As for the gold well, here's what can happen to the best-laid plans:
After the elaborate, month-long San Antonio caper, authorities allege, the suspects held on to about $80,000 worth of the coins, put the rest in a suitcase and stashed the bag in a rented walk-in storage locker. A few nights later, along came a trio of burglars, just three knuckleheads hoping for maybe a stereo. They happened to hit a locker with only a suitcase in it. "I'd love to have been a fly on the wall when they opened it," says Rene Solinas, an FBI agent in San Antonio. "The pot at the end of the rainbow!"
To a thief, the beauty of gold coins is that in some ways they're better than cash. Almost any pawnbroker or dealer will buy them. And because they have no serial numbers, they're untraceable, like nickels and dimes. The FBI caught up with the burglars recently, but the coins are long gone an estimated $420,000 worth, sold, traded, spent. "They blew right through them," Solinas says. "No 401(k)s for these folks."
The storage unit was rented for Waters in 1995 by his then-girlfriend, who never saw what was in it, according to Martin. But the burglars can testify about what they found in the locker. Because the three have agreed to cooperate with investigators, Solinas says, no charges have been filed against them.
To date, of all the coins Jon Murray wheeled out of the bank four years ago, only one has been recovered: a gold piece that a friend of the burglars fashioned into a brooch.

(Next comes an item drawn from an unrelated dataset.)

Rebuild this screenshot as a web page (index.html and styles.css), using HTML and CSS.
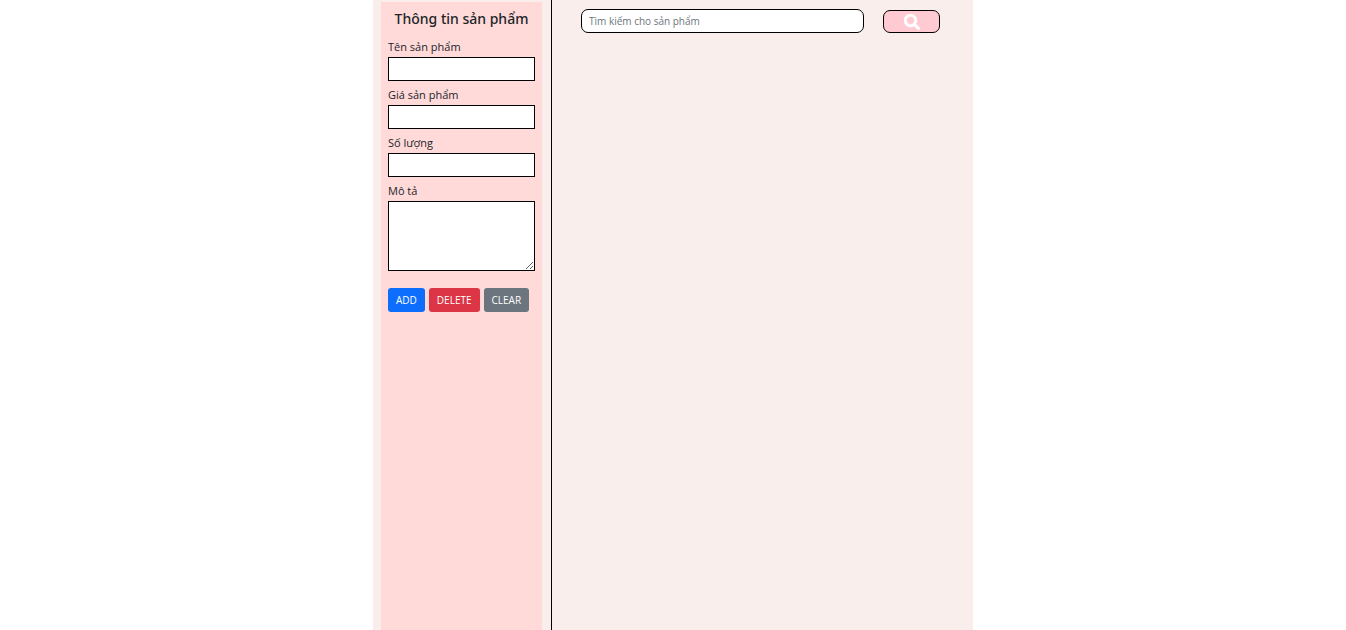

Waters's attorney, Ganne, says his client is innocent in the O'Hair and Fry matters. "He can't tell you anything," the lawyer says. "He doesn't know a thing."
Which puts him at odds with Karr. At a March 26 court hearing in Detroit, an FBI agent testified that Karr admitted being involved in "four unsolved homicides in Texas," although he has yet to be charged in any killings. The agent said Karr acknowledged that he "flew from Texas to, I believe it was Newark, with one of the victims, and a bank transaction happened, and money was wired from the bank in Newark to Texas."
Karr's lawyer, Tom Mills, says the agent was "taking liberties with what [Karr] told them. From what I understand, he never admitted that he was actually involved in those crimes, but that he did have knowledge of them from the other guy, Waters."
As for when authorities might file charges in the atheists' disappearance, Ganne says, "I think they're holding out for the bodies." Absent such hard proof of murder, says Mills, "I don't see how they're going to make a case," given the evidence for a defense argument that the three planned to disappear on their own.
"I'd pursue a defense that God has zapped them," says Mills, deadpan.
Meaning long after America lost interest in its most hated woman, the Almighty decided He'd also had enough, and just up and smote her.
"You shoot the finger at God," Mills says, "and all kinds of weird things can happen. Especially with a Texas jury."